→ Given information:
::::

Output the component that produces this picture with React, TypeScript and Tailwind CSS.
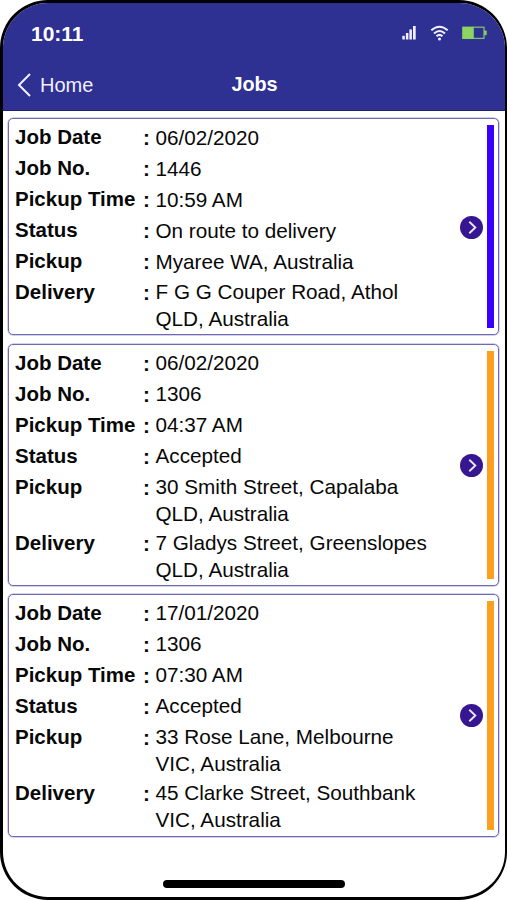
type Job = {
  bar: string;
  cardClass: string;
  buttonClass: string;
  valueShift: string;
  date: string;
  number: string;
  time: string;
  status: string;
  pickup: string[];
  delivery: string[];
};

const jobs: Job[] = [
  {
    bar: "bg-[#3a00ff]",
    cardClass: "h-[217px]",
    buttonClass: "mt-[97px]",
    valueShift: "pt-px",
    date: "06/02/2020",
    number: "1446",
    time: "10:59 AM",
    status: "On route to delivery",
    pickup: ["Myaree WA, Australia"],
    delivery: ["F G G Couper Road, Athol", "QLD, Australia"],
  },
  {
    bar: "bg-[#ff9f1f]",
    cardClass: "h-[242px]",
    buttonClass: "mt-[109px]",
    valueShift: "pt-0",
    date: "06/02/2020",
    number: "1306",
    time: "04:37 AM",
    status: "Accepted",
    pickup: ["30 Smith Street, Capalaba", "QLD, Australia"],
    delivery: ["7 Gladys Street, Greenslopes", "QLD, Australia"],
  },
  {
    bar: "bg-[#ff9f1f]",
    cardClass: "-mt-px h-[243px]",
    buttonClass: "mt-[109px]",
    valueShift: "pt-0",
    date: "17/01/2020",
    number: "1306",
    time: "07:30 AM",
    status: "Accepted",
    pickup: ["33 Rose Lane, Melbourne", "VIC, Australia"],
    delivery: ["45 Clarke Street, Southbank", "VIC, Australia"],
  },
];

function Row({ label, lines, shift }: { label: string; lines: string[]; shift: string }) {
  const double = lines.length > 1;
  return (
    <div className={`flex ${double ? "h-[56px]" : "h-[31px]"}`}>
      <span className="w-[128px] text-[20.5px] font-bold leading-[31px]">{label}</span>
      <span className="w-[12.5px] pt-px font-bold leading-[31px]">:</span>
      <div className={double ? "pt-[2px] leading-[27px]" : `leading-[31px] ${shift}`}>
        {lines.map((line) => (
          <div key={line}>{line}</div>
        ))}
      </div>
    </div>
  );
}

function JobCard({ job }: { job: Job }) {
  return (
    <article
      className={`flex rounded-[5px] border border-[#6f69b5] pl-[6px] pr-[4px] shadow-[0_0_0_0.5px_#a9a5d6] ${job.cardClass}`}
    >
      <div className="flex-1 whitespace-nowrap pt-[2px]">
        <Row label="Job Date" lines={[job.date]} shift={job.valueShift} />
        <Row label="Job No." lines={[job.number]} shift={job.valueShift} />
        <Row label="Pickup Time" lines={[job.time]} shift={job.valueShift} />
        <Row label="Status" lines={[job.status]} shift={job.valueShift} />
        <Row label="Pickup" lines={job.pickup} shift={job.valueShift} />
        <Row label="Delivery" lines={job.delivery} shift={job.valueShift} />
      </div>
      <button
        aria-label="Open job"
        className={`mr-[4px] flex size-[23px] items-center justify-center rounded-full bg-[#371691] ${job.buttonClass}`}
      >
        <svg width="23" height="23" viewBox="0 0 23 23" fill="none" stroke="#ebe6fa" strokeWidth="1.9">
          <path d="M9.3 5.8 15.3 11.5 9.3 17.2" />
        </svg>
      </button>
      <div className={`mb-[6.5px] mt-[5.5px] w-[7px] ${job.bar}`} />
    </article>
  );
}

function StatusIcons() {
  return (
    <div className="flex items-center">
      <svg width="15" height="16" viewBox="0 0 15 16" fill="#f0f0ff">
        <rect x="0.3" y="10.8" width="2.5" height="3.7" />
        <rect x="3.9" y="8" width="2.5" height="6.5" />
        <rect x="7.4" y="4.4" width="2.5" height="10.1" />
        <rect x="11" y="1" width="2.7" height="13.5" />
      </svg>
      <svg className="ml-[13px]" width="19" height="16" viewBox="0 0 19 16" fill="none" stroke="#f0f0ff" strokeWidth="2">
        <path d="M1.3 5.3Q9.5-1.8 17.7 5.3M4 8.4Q9.5 3.6 15 8.4M6.5 11.2Q9.5 8.6 12.5 11.2" />
        <circle cx="9.5" cy="14.1" r="1.5" fill="#f0f0ff" stroke="none" />
      </svg>
      <svg className="ml-[13px]" width="26" height="16" viewBox="0 0 26 16">
        <rect x="0.8" y="2.2" width="21.2" height="11.2" fill="none" stroke="#7dbb72" strokeWidth="1.3" />
        <rect x="0.6" y="2" width="11.2" height="11.7" fill="#8cd35f" />
        <rect x="22.2" y="5.5" width="2.5" height="4.8" rx="0.7" fill="#8cd35f" />
      </svg>
    </div>
  );
}

export default function App() {
  return (
    <div className="h-[900px] w-[507px] bg-white font-['Liberation_Sans',Arial,sans-serif] text-[20.7px] text-[#080808]">
      <main className="flex h-full flex-col overflow-hidden rounded-[48px] border-3 border-r-2 border-black bg-white">
        <header className="h-[108px] shrink-0 border-b border-[#211f78] bg-[#2e3092] text-white">
          <div className="flex h-[58px] items-center justify-between pl-[28px] pr-[17px] pt-[3px]">
            <time className="pt-px text-[21px] font-bold">10:11</time>
            <div className="pb-px">
              <StatusIcons />
            </div>
          </div>
          <div className="grid h-[47px] grid-cols-[1fr_auto_1fr] items-center">
            <button className="flex items-center gap-[9px] pl-[14px] text-[20px] text-[#f0f0ff]">
              <svg width="14" height="24" viewBox="0 0 14 24" fill="none" stroke="#f0f0ff" strokeWidth="2">
                <path d="M13 1 2 12 13 23" />
              </svg>
              Home
            </button>
            <h1 className="pl-px text-[19.8px] font-bold">Jobs</h1>
          </div>
        </header>
        <div className="mt-[7px] flex flex-col gap-[9px] pl-[5px] pr-[6px]">
          {jobs.map((job) => (
            <JobCard key={job.date + job.time} job={job} />
          ))}
        </div>
        <div className="mx-auto mb-[9px] mt-auto h-[8px] w-[182px] shrink-0 rounded-full bg-black" />
      </main>
    </div>
  );
}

::::

→ Given exercise: Using the material above, set down every line exactly, but skip the pictures.

→ Response to the exercise:
Output the component that produces this picture with React, TypeScript and Tailwind CSS.
type Job = {
  bar: string;
  cardClass: string;
  buttonClass: string;
  valueShift: string;
  date: string;
  number: string;
  time: string;
  status: string;
  pickup: string[];
  delivery: string[];
};

const jobs: Job[] = [
  {
    bar: "bg-[#3a00ff]",
    cardClass: "h-[217px]",
    buttonClass: "mt-[97px]",
    valueShift: "pt-px",
    date: "06/02/2020",
    number: "1446",
    time: "10:59 AM",
    status: "On route to delivery",
    pickup: ["Myaree WA, Australia"],
    delivery: ["F G G Couper Road, Athol", "QLD, Australia"],
  },
  {
    bar: "bg-[#ff9f1f]",
    cardClass: "h-[242px]",
    buttonClass: "mt-[109px]",
    valueShift: "pt-0",
    date: "06/02/2020",
    number: "1306",
    time: "04:37 AM",
    status: "Accepted",
    pickup: ["30 Smith Street, Capalaba", "QLD, Australia"],
    delivery: ["7 Gladys Street, Greenslopes", "QLD, Australia"],
  },
  {
    bar: "bg-[#ff9f1f]",
    cardClass: "-mt-px h-[243px]",
    buttonClass: "mt-[109px]",
    valueShift: "pt-0",
    date: "17/01/2020",
    number: "1306",
    time: "07:30 AM",
    status: "Accepted",
    pickup: ["33 Rose Lane, Melbourne", "VIC, Australia"],
    delivery: ["45 Clarke Street, Southbank", "VIC, Australia"],
  },
];

function Row({ label, lines, shift }: { label: string; lines: string[]; shift: string }) {
  const double = lines.length > 1;
  return (
    <div className={`flex ${double ? "h-[56px]" : "h-[31px]"}`}>
      <span className="w-[128px] text-[20.5px] font-bold leading-[31px]">{label}</span>
      <span className="w-[12.5px] pt-px font-bold leading-[31px]">:</span>
      <div className={double ? "pt-[2px] leading-[27px]" : `leading-[31px] ${shift}`}>
        {lines.map((line) => (
          <div key={line}>{line}</div>
        ))}
      </div>
    </div>
  );
}

function JobCard({ job }: { job: Job }) {
  return (
    <article
      className={`flex rounded-[5px] border border-[#6f69b5] pl-[6px] pr-[4px] shadow-[0_0_0_0.5px_#a9a5d6] ${job.cardClass}`}
    >
      <div className="flex-1 whitespace-nowrap pt-[2px]">
        <Row label="Job Date" lines={[job.date]} shift={job.valueShift} />
        <Row label="Job No." lines={[job.number]} shift={job.valueShift} />
        <Row label="Pickup Time" lines={[job.time]} shift={job.valueShift} />
        <Row label="Status" lines={[job.status]} shift={job.valueShift} />
        <Row label="Pickup" lines={job.pickup} shift={job.valueShift} />
        <Row label="Delivery" lines={job.delivery} shift={job.valueShift} />
      </div>
      <button
        aria-label="Open job"
        className={`mr-[4px] flex size-[23px] items-center justify-center rounded-full bg-[#371691] ${job.buttonClass}`}
      >
        <svg width="23" height="23" viewBox="0 0 23 23" fill="none" stroke="#ebe6fa" strokeWidth="1.9">
          <path d="M9.3 5.8 15.3 11.5 9.3 17.2" />
        </svg>
      </button>
      <div className={`mb-[6.5px] mt-[5.5px] w-[7px] ${job.bar}`} />
    </article>
  );
}

function StatusIcons() {
  return (
    <div className="flex items-center">
      <svg width="15" height="16" viewBox="0 0 15 16" fill="#f0f0ff">
        <rect x="0.3" y="10.8" width="2.5" height="3.7" />
        <rect x="3.9" y="8" width="2.5" height="6.5" />
        <rect x="7.4" y="4.4" width="2.5" height="10.1" />
        <rect x="11" y="1" width="2.7" height="13.5" />
      </svg>
      <svg className="ml-[13px]" width="19" height="16" viewBox="0 0 19 16" fill="none" stroke="#f0f0ff" strokeWidth="2">
        <path d="M1.3 5.3Q9.5-1.8 17.7 5.3M4 8.4Q9.5 3.6 15 8.4M6.5 11.2Q9.5 8.6 12.5 11.2" />
        <circle cx="9.5" cy="14.1" r="1.5" fill="#f0f0ff" stroke="none" />
      </svg>
      <svg className="ml-[13px]" width="26" height="16" viewBox="0 0 26 16">
        <rect x="0.8" y="2.2" width="21.2" height="11.2" fill="none" stroke="#7dbb72" strokeWidth="1.3" />
        <rect x="0.6" y="2" width="11.2" height="11.7" fill="#8cd35f" />
        <rect x="22.2" y="5.5" width="2.5" height="4.8" rx="0.7" fill="#8cd35f" />
      </svg>
    </div>
  );
}

export default function App() {
  return (
    <div className="h-[900px] w-[507px] bg-white font-['Liberation_Sans',Arial,sans-serif] text-[20.7px] text-[#080808]">
      <main className="flex h-full flex-col overflow-hidden rounded-[48px] border-3 border-r-2 border-black bg-white">
        <header className="h-[108px] shrink-0 border-b border-[#211f78] bg-[#2e3092] text-white">
          <div className="flex h-[58px] items-center justify-between pl-[28px] pr-[17px] pt-[3px]">
            <time className="pt-px text-[21px] font-bold">10:11</time>
            <div className="pb-px">
              <StatusIcons />
            </div>
          </div>
          <div className="grid h-[47px] grid-cols-[1fr_auto_1fr] items-center">
            <button className="flex items-center gap-[9px] pl-[14px] text-[20px] text-[#f0f0ff]">
              <svg width="14" height="24" viewBox="0 0 14 24" fill="none" stroke="#f0f0ff" strokeWidth="2">
                <path d="M13 1 2 12 13 23" />
              </svg>
              Home
            </button>
            <h1 className="pl-px text-[19.8px] font-bold">Jobs</h1>
          </div>
        </header>
        <div className="mt-[7px] flex flex-col gap-[9px] pl-[5px] pr-[6px]">
          {jobs.map((job) => (
            <JobCard key={job.date + job.time} job={job} />
          ))}
        </div>
        <div className="mx-auto mb-[9px] mt-auto h-[8px] w-[182px] shrink-0 rounded-full bg-black" />
      </main>
    </div>
  );
}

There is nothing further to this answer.